Creating a longer, more realistic time frame for your child to learn what is required of them and to develop into the kind of human you want to raise … and accepting them where they are right now, is an important part of raising wholehearted children. But first, you have to work out what is really important to you.
Creating a realistic timeframe for your child to develop into the kind of human you want to raise reduces expectations, allows you to trust in your intention and helps you parent more fully in the present moment.
Now once you know what outcome you are aiming for, it’s going to help you relax into trust.
The parenting world is far too saturated with images of being a perfect parent and I can promise you that turning into Mary Poppins overnight is not going to help you raise an awesome human. Plus acting like some sugary, pretend person will probably make you want to stick pins in your eyes, if not make every other real person within a 200 mile radius think you’re completely mental and avoid you like the plage 🙂
The truth is, to really succeed in your parenting (and your life) it is probably going to take WAYYYYYY more time than you probably hope or want.
Coming to terms with this fact should actually feel empowering, because you can take the pressure off yourself quite a bit. (Or a lot!)
Acceptance is your friend babes.
If you simply embrace and understand that you’re in this relation’ship’ for the long haul and trust that your child will work it out, and that you will get better at this, you can avoid the trappings of getting into conflict and instead choose to trust in your intention and outcome.
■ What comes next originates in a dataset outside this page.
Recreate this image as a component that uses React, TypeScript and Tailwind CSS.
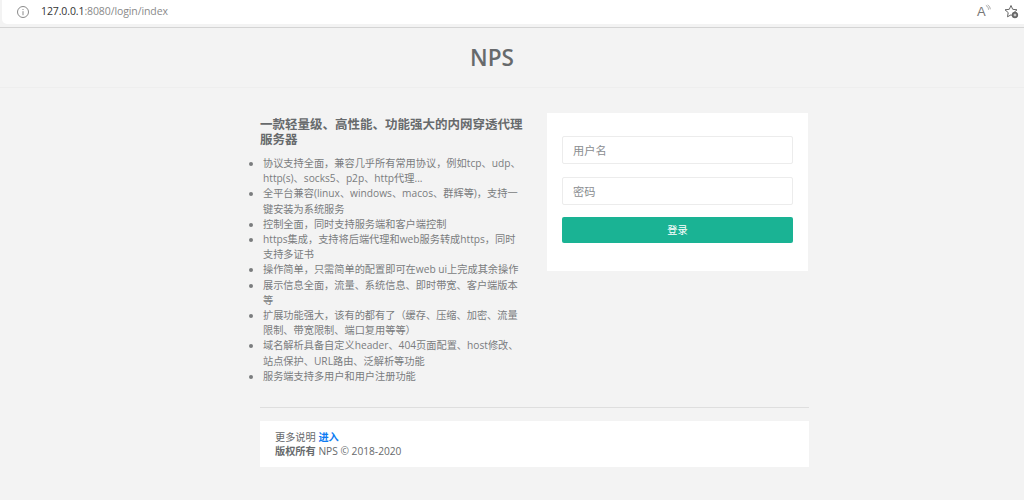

This will allow you to rise above the drama.
I’m going to break it down for you,
You do not have to attend every argument you are invited to!
Read that again.
Instead of thinking your child has to reach some “finish line” in the next 3-6 months, what if you planned for the outcome to take 20 or even 25 years? Your child’s first 7 years are absolutely crucial for development and for their beliefs, (more on that later) but the brain does not fully develop until they are 25!
Instead of seeing a small, finite, jam-packed schedule ahead of you where your child has to be this amazing human that understands everything right now and instead you zoomed the lens out a bit (or a lot!) and gave yourself a realistic timeline that feels spacious instead of angst-filled and pressured?
If you did that, you may find yourself way less focused on the short-term, immediate problems and and more focused on making sure the journey that you share together feels good (for both of you!) along the way.
And that you make it FUN!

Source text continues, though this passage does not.